We can now define the up and down operators on \(\QQ Y\). First we do so on partitions:

sage: QQY = CombinatorialFreeModule(QQ,elements)

sage: def up_operator_on_partitions(la):
....:     covers = Y.upper_covers(la)
....:     return sum(QQY(c) for c in covers)

sage: def down_operator_on_partitions(la):
....:     covers = Y.lower_covers(la)
....:     return sum(QQY(c) for c in covers)

Here is the result when we apply the operators to the partition \((2,1)\):

sage: la = Partition([2,1])
sage: up_operator_on_partitions(la)
B[[2, 1, 1]] + B[[2, 2]] + B[[3, 1]]
sage: down_operator_on_partitions(la)
B[[1, 1]] + B[[2]]

Now we define the up and down operator on \(\QQ Y\):

sage: def up_operator(b):
....:     return sum(b.coefficient(p)*up_operator_on_partitions(p) for p in b.support())

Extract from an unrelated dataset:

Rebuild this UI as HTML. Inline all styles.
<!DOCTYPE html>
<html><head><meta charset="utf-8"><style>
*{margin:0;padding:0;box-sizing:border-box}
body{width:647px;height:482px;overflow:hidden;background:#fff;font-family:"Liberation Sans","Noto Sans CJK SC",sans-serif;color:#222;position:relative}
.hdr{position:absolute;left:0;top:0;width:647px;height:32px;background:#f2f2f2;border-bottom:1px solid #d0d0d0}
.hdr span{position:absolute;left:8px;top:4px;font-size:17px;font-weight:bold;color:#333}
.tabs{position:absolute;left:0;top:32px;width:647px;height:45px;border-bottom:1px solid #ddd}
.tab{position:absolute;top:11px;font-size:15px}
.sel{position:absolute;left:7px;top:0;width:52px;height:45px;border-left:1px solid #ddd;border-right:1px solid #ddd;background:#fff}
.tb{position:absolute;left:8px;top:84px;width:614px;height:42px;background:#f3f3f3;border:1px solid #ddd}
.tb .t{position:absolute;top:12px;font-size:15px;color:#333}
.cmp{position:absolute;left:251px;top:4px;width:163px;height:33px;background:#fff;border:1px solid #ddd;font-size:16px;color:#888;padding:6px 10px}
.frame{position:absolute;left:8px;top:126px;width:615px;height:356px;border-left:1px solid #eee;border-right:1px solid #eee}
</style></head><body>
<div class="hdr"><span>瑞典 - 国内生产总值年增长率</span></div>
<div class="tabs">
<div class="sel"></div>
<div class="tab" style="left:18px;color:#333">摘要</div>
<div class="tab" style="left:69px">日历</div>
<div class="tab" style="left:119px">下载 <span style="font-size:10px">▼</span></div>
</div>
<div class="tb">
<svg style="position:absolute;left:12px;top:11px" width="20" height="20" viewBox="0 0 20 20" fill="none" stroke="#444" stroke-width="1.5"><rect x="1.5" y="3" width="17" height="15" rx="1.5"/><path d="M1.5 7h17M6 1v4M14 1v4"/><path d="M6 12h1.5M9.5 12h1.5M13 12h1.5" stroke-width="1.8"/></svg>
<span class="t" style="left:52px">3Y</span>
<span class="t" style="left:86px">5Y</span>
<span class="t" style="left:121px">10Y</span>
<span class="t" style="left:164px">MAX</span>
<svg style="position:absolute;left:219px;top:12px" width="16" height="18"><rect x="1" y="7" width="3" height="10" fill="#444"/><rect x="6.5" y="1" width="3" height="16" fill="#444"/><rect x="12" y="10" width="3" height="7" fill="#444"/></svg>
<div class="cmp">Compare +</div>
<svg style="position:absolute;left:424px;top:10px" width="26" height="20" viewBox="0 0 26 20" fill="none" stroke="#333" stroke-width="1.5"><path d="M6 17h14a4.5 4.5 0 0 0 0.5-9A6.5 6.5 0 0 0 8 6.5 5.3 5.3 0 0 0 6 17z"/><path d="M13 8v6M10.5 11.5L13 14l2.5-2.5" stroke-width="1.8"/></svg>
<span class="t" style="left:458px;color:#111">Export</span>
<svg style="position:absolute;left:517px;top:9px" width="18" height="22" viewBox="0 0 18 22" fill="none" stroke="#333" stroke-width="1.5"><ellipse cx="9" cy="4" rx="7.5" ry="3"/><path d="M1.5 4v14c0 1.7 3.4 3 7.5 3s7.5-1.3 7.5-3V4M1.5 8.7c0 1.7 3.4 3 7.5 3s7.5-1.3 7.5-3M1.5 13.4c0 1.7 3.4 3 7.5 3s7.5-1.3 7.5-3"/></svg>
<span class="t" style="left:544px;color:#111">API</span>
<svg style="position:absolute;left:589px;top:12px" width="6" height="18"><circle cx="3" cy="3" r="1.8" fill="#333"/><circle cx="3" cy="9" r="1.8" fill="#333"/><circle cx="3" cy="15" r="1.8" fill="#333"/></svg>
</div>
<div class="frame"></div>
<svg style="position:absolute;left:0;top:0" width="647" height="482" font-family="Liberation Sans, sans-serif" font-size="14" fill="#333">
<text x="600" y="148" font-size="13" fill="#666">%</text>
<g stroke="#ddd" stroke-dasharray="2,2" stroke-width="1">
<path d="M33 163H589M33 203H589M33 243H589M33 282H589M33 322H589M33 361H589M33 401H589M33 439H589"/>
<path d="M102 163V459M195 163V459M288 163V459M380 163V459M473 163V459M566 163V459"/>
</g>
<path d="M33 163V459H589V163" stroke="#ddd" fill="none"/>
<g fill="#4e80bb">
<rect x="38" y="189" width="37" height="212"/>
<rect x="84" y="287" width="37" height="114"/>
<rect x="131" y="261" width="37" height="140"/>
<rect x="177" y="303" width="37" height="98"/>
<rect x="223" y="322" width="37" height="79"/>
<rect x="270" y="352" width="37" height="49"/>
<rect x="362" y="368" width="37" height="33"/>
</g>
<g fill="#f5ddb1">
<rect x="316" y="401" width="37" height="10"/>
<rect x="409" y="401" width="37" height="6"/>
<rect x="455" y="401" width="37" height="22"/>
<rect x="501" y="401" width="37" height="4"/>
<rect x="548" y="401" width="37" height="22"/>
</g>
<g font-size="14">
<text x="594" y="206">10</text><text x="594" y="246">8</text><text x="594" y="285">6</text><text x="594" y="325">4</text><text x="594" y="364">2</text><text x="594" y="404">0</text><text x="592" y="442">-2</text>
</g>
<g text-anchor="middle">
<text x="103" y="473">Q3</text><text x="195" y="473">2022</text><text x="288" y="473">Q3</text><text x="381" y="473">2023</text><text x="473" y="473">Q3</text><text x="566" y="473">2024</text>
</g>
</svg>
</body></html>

sage: def down_operator(b):
....:     return sum(b.coefficient(p)*down_operator_on_partitions(p) for p in b.support())

We can check the identity \(D_{i+1} U_i - U_{i-1} D_i = I_i\) explicitly on all partitions of 3 (so that \(i=3\)):

sage: for p in Partitions(3):
....:     b = QQY(p)
....:     assert down_operator(up_operator(b)) - up_operator(down_operator(b)) == b
....:

We can also check that the coefficient of \(\lambda \vdash n\) in \(U^n(\emptyset)\) is equal to the number of standard Young tableaux of shape \(\lambda\):

sage: u = QQY(Partition([]))
sage: for i in range(4):
....:     u = up_operator(u)
....:
sage: u
B[[1, 1, 1, 1]] + 3*B[[2, 1, 1]] + 2*B[[2, 2]] + 3*B[[3, 1]] + B[[4]]

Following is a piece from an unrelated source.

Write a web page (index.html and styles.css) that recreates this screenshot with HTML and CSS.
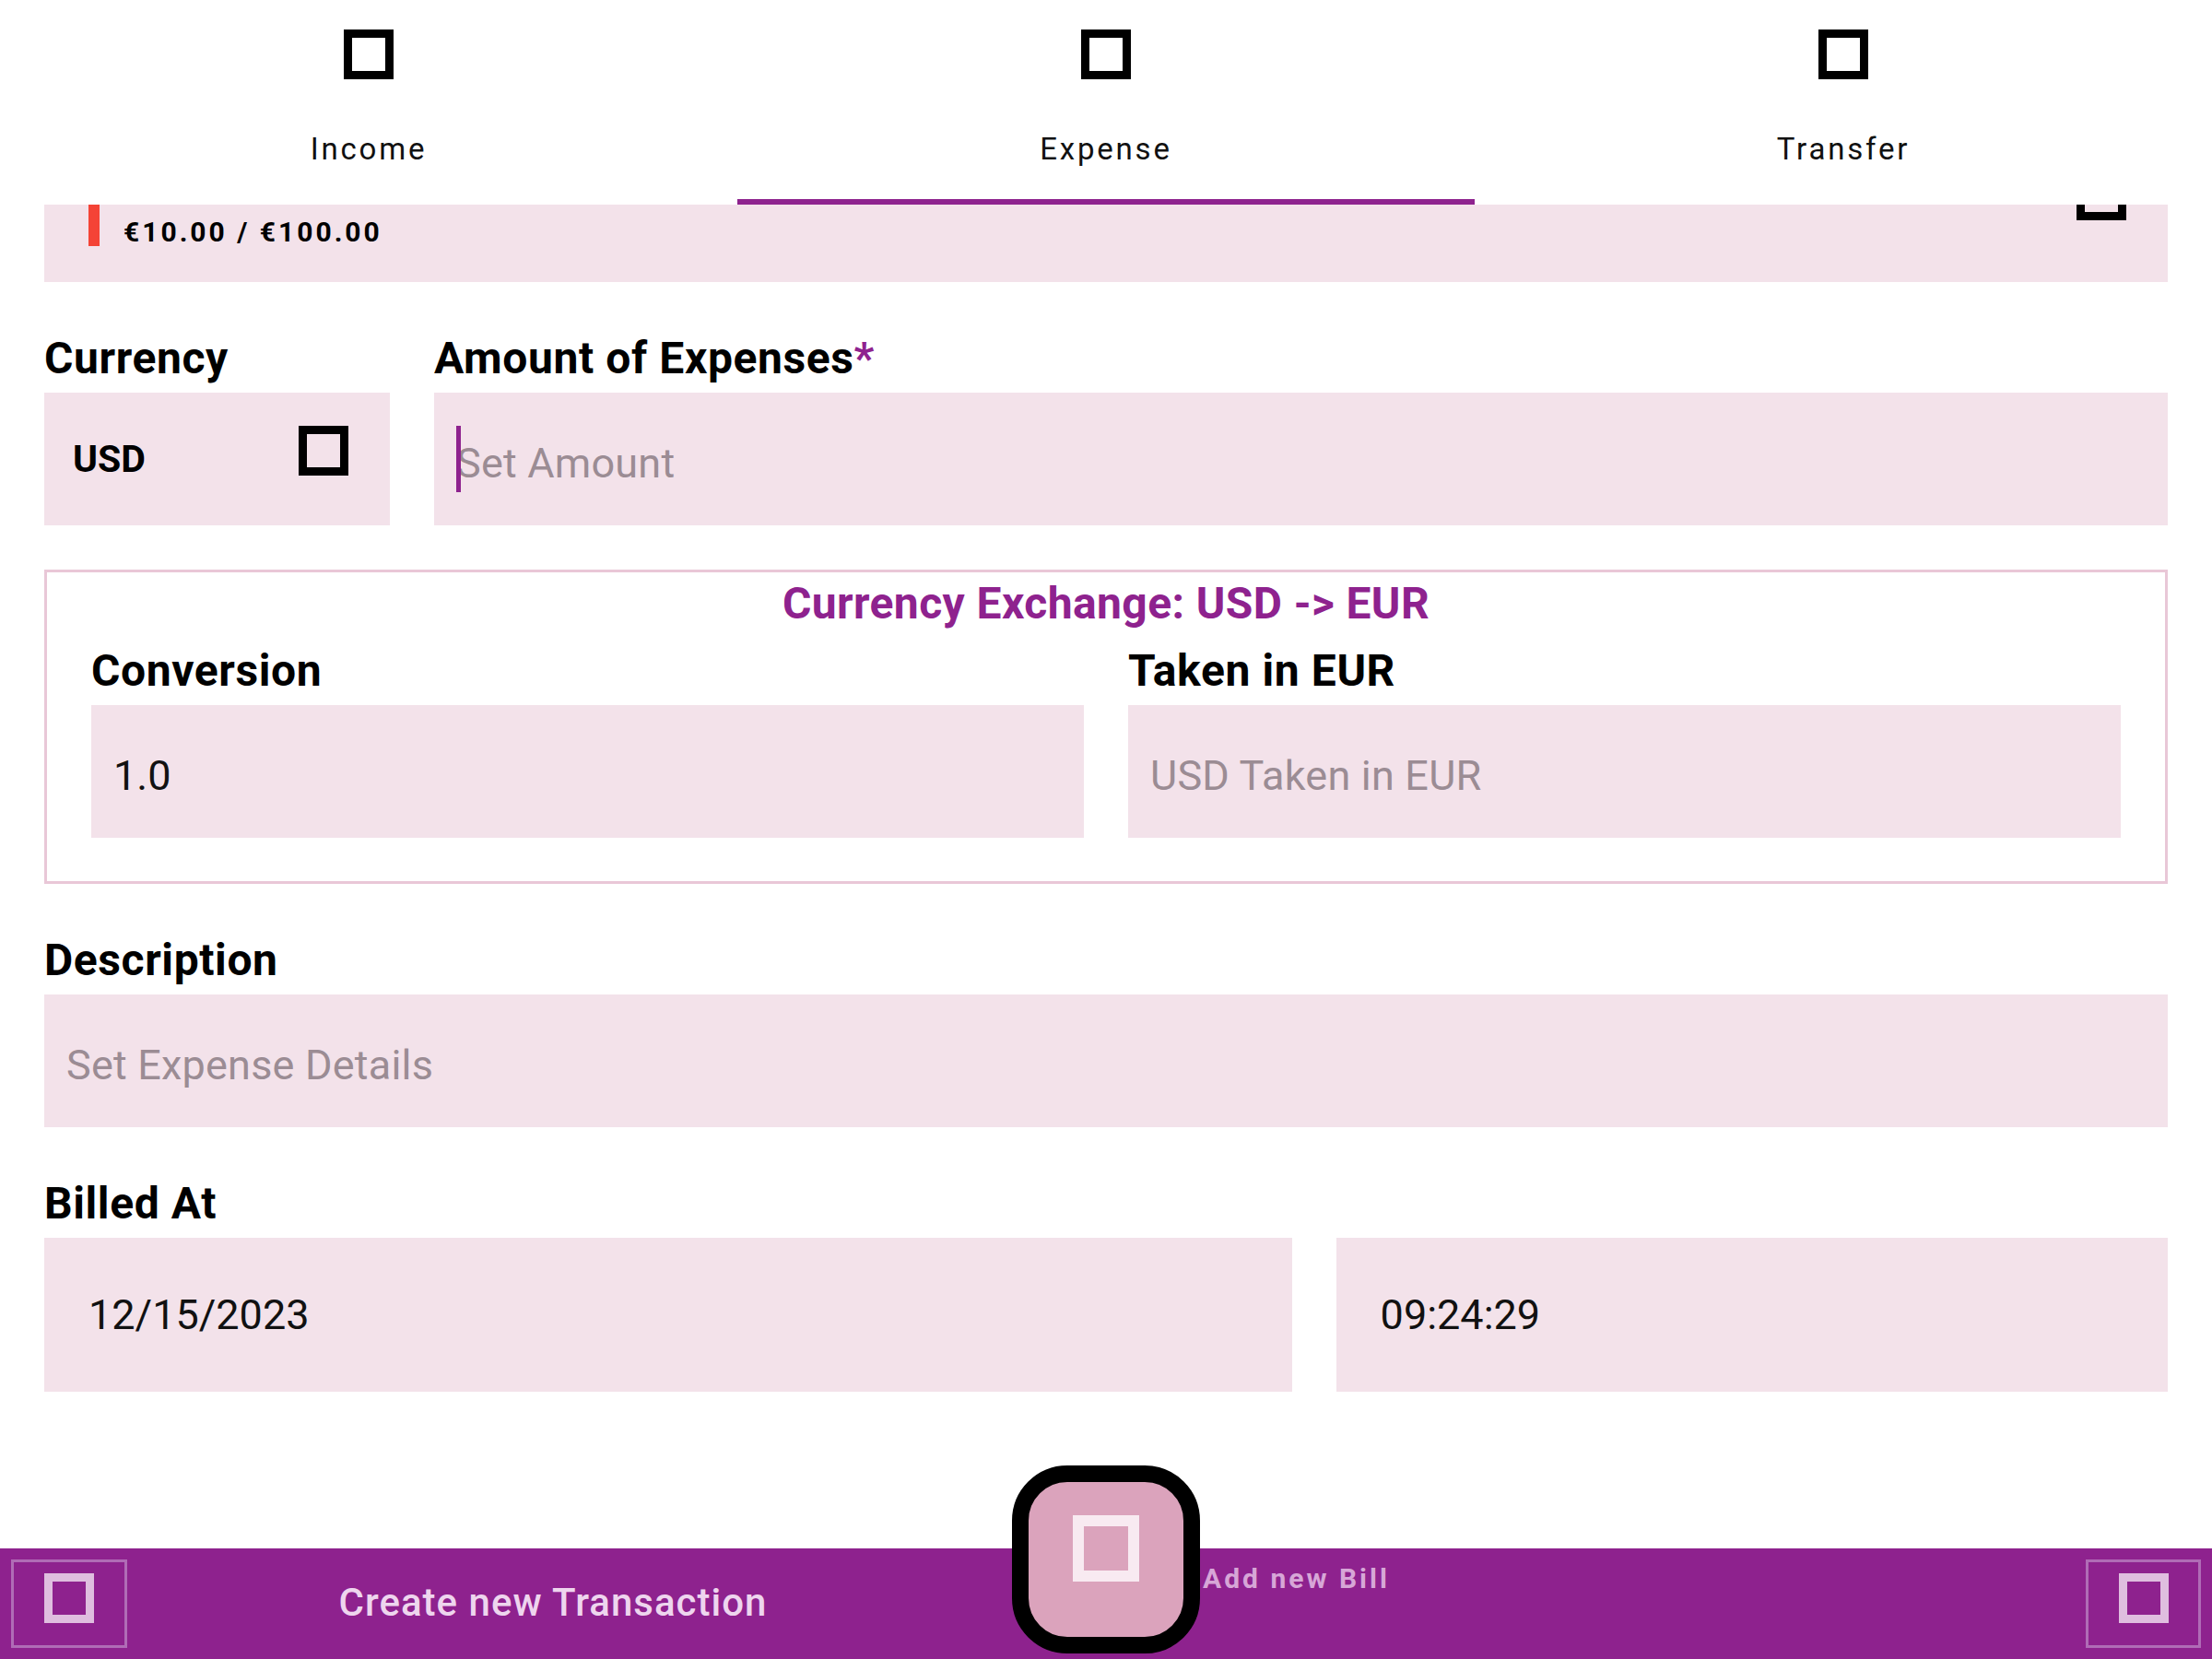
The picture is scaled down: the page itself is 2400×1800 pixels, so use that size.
FILE: index.html
```html
<!DOCTYPE html>
<html lang="en">
<head>
<meta charset="utf-8">
<title>New Transaction</title>
<link rel="stylesheet" href="styles.css">
</head>
<body>
<div class="app">
  <nav class="tabs">
    <div class="tab"><span class="tofu"></span><span class="tab-label">Income</span></div>
    <div class="tab active"><span class="tofu"></span><span class="tab-label">Expense</span></div>
    <div class="tab"><span class="tofu"></span><span class="tab-label">Transfer</span></div>
  </nav>

  <main class="content">
    <section class="budget-card">
      <div class="budget-row">
        <span class="budget-bar"></span>
        <span class="budget-text">€10.00 / €100.00</span>
        <span class="tofu budget-icon"></span>
      </div>
    </section>

    <div class="row row-first">
      <div class="field field-currency">
        <label class="label">Currency</label>
        <div class="input select">
          <span class="select-value">USD</span>
          <span class="tofu select-icon"></span>
        </div>
      </div>
      <div class="field field-grow">
        <label class="label">Amount of Expenses<span class="req">*</span></label>
        <div class="input input-text"><span class="caret"></span><span class="placeholder">Set Amount</span></div>
      </div>
    </div>

    <section class="exchange">
      <div class="exchange-title">Currency Exchange: USD -&gt; EUR</div>
      <div class="row exchange-row">
        <div class="field field-grow">
          <label class="label">Conversion</label>
          <div class="input input-text"><span class="value">1.0</span></div>
        </div>
        <div class="field field-grow">
          <label class="label">Taken in EUR</label>
          <div class="input input-text"><span class="placeholder">USD Taken in EUR</span></div>
        </div>
      </div>
    </section>

    <div class="field field-block">
      <label class="label">Description</label>
      <div class="input input-text"><span class="placeholder">Set Expense Details</span></div>
    </div>

    <div class="field field-block">
      <label class="label">Billed At</label>
      <div class="date-row">
        <div class="input input-date"><span class="value">12/15/2023</span></div>
        <div class="input input-date"><span class="value">09:24:29</span></div>
      </div>
    </div>
  </main>

  <footer class="bottom-bar">
    <div class="bar-left">
      <div class="bar-btn"><span class="tofu tofu-light"></span></div>
      <div class="create-text">Create new Transaction</div>
      <div></div>
    </div>
    <div class="bar-right">
      <div class="bill-text">Add new Bill</div>
      <div class="bar-btn bar-btn-right"><span class="tofu tofu-light"></span></div>
    </div>
  </footer>

  <button class="fab" type="button"><span class="fab-icon"></span></button>
</div>
</body>
</html>
```

FILE: styles.css
```css
* {
  box-sizing: border-box;
  margin: 0;
  padding: 0;
}

html, body {
  width: 2400px;
  height: 1800px;
  background: #ffffff;
}

body {
  font-family: Roboto, "Liberation Sans", sans-serif;
  color: #000000;
  overflow: hidden;
}

.app {
  position: relative;
  width: 2400px;
  height: 1800px;
  display: flex;
  flex-direction: column;
}

/* ---------- generic "missing glyph" icon ---------- */
.tofu {
  display: block;
  flex: none;
  width: 54px;
  height: 54px;
  border: 9px solid #000000;
}

/* ---------- tabs ---------- */
.tabs {
  display: flex;
  flex: none;
  height: 222px;
  background: #ffffff;
}

.tab {
  flex: 1;
  display: flex;
  flex-direction: column;
  align-items: center;
  padding-top: 32px;
}

.tab.active {
  border-bottom: 6px solid #8e228e;
}

.tab-label {
  margin-top: 56px;
  font-size: 33px;
  line-height: 40px;
  letter-spacing: 2.8px;
  color: #111111;
}

/* ---------- content ---------- */
.content {
  padding: 0 48px;
  flex: none;
}

.budget-card {
  height: 84px;
  overflow: hidden;
  background: #f3e2ea;
  padding: 0 45px 0 48px;
}

.budget-row {
  display: flex;
  align-items: flex-start;
  margin-top: -37px;
}

.budget-bar {
  width: 12px;
  height: 82px;
  background: #f44336;
  flex: none;
}

.budget-text {
  margin-left: 26px;
  margin-top: 49px;
  font-size: 30px;
  line-height: 36px;
  font-weight: 700;
  letter-spacing: 3px;
}

.budget-icon {
  margin-left: auto;
}

.row {
  display: flex;
  gap: 48px;
}

.row-first {
  margin-top: 55px;
}

.field-currency {
  width: 375px;
  flex: none;
}

.field-grow {
  flex: 1 1 0;
  min-width: 0;
}

.label {
  display: block;
  font-size: 48px;
  line-height: 56px;
  font-weight: 700;
  letter-spacing: 0.6px;
  margin-bottom: 9px;
}

.req {
  color: #8e228e;
}

.input {
  height: 144px;
  background: #f3e2ea;
  display: flex;
  align-items: center;
  font-size: 45px;
}

.input-text {
  padding: 9px 24px 0;
}

.placeholder {
  color: #9b8c94;
  letter-spacing: 0.2px;
}

.value {
  color: #111111;
}

.caret {
  display: block;
  width: 5px;
  height: 72px;
  background: #8e228e;
  margin-right: -5px;
  margin-top: -9px;
  flex: none;
  position: relative;
  z-index: 1;
}

.select {
  justify-content: space-between;
  padding: 0 45px 0 31px;
  font-size: 41px;
  font-weight: 700;
  letter-spacing: 0;
}

.select-icon {
  margin-bottom: 18px;
}

/* ---------- exchange box ---------- */
.exchange {
  margin-top: 48px;
  border: 3px solid #e9c7d7;
  padding: 6px 48px 47px;
}

.exchange-title {
  text-align: center;
  color: #8e228e;
  font-size: 48px;
  line-height: 56px;
  font-weight: 700;
  letter-spacing: 0.4px;
}

.exchange-row {
  margin-top: 17px;
}

.field-block {
  margin-top: 55px;
}

.date-row {
  display: grid;
  grid-template-columns: 3fr 2fr;
  gap: 48px;
}

.input-date {
  height: 167px;
  padding: 0 48px;
}

/* ---------- bottom bar ---------- */
.bottom-bar {
  margin-top: auto;
  height: 120px;
  flex: none;
  background: #8e228e;
  display: flex;
}

.bar-left {
  width: 1200px;
  display: grid;
  grid-template-columns: 1fr auto 1fr;
  align-items: start;
}

.bar-btn {
  width: 126px;
  height: 96px;
  margin: 12px 0 0 12px;
  border: 3px solid #b06cb6;
  display: flex;
  justify-content: center;
  padding-top: 12px;
}

.tofu-light {
  border-color: #dfbedf;
}

.create-text {
  margin-top: 34px;
  font-size: 42px;
  line-height: 50px;
  font-weight: 500;
  letter-spacing: 1px;
  color: #eed5ee;
}

.bar-right {
  flex: 1;
  display: flex;
  align-items: flex-start;
}

.bill-text {
  margin: 15px 0 0 105px;
  font-size: 30px;
  line-height: 36px;
  font-weight: 700;
  letter-spacing: 3px;
  color: #d7a6d7;
}

.bar-btn-right {
  margin: 12px 12px 0 auto;
  width: 125px;
}

/* ---------- floating action button ---------- */
.fab {
  position: absolute;
  left: 1098px;
  top: 1590px;
  width: 204px;
  height: 204px;
  border: 18px solid #000000;
  border-radius: 60px;
  background: #dba3bc;
  display: flex;
  justify-content: center;
  align-items: flex-start;
  padding-top: 36px;
  cursor: pointer;
}

.fab-icon {
  display: block;
  width: 72px;
  height: 72px;
  border: 12px solid #f8eaf1;
}
```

For example, the number of standard Young tableaux of shape \((2,1,1)\) is 3:

sage: StandardTableaux([2,1,1]).cardinality()
3

We can test this in general:

sage: for la in u.support():
....:     assert u[la] == StandardTableaux(la).cardinality()
....:

Let us now turn to the RSK algorithm. If we want to verify Example 8.12, we can do so as follows:

sage: p = Permutation([4,2,7,3,6,1,5])
sage: p.robinson_schensted()
[[[1, 3, 5], [2, 6], [4, 7]], [[1, 3, 5], [2, 4], [6, 7]]]

The tableaux can also be displayed as tableaux:

sage: P,Q = p.robinson_schensted()
sage: P.pp()
1  3  5
2  6
4  7
sage: Q.pp()
1  3  5
2  4
6  7

The inverse RSK algorithm is also implemented:

sage: RSK_inverse(P,Q, output='word')
word: 4273615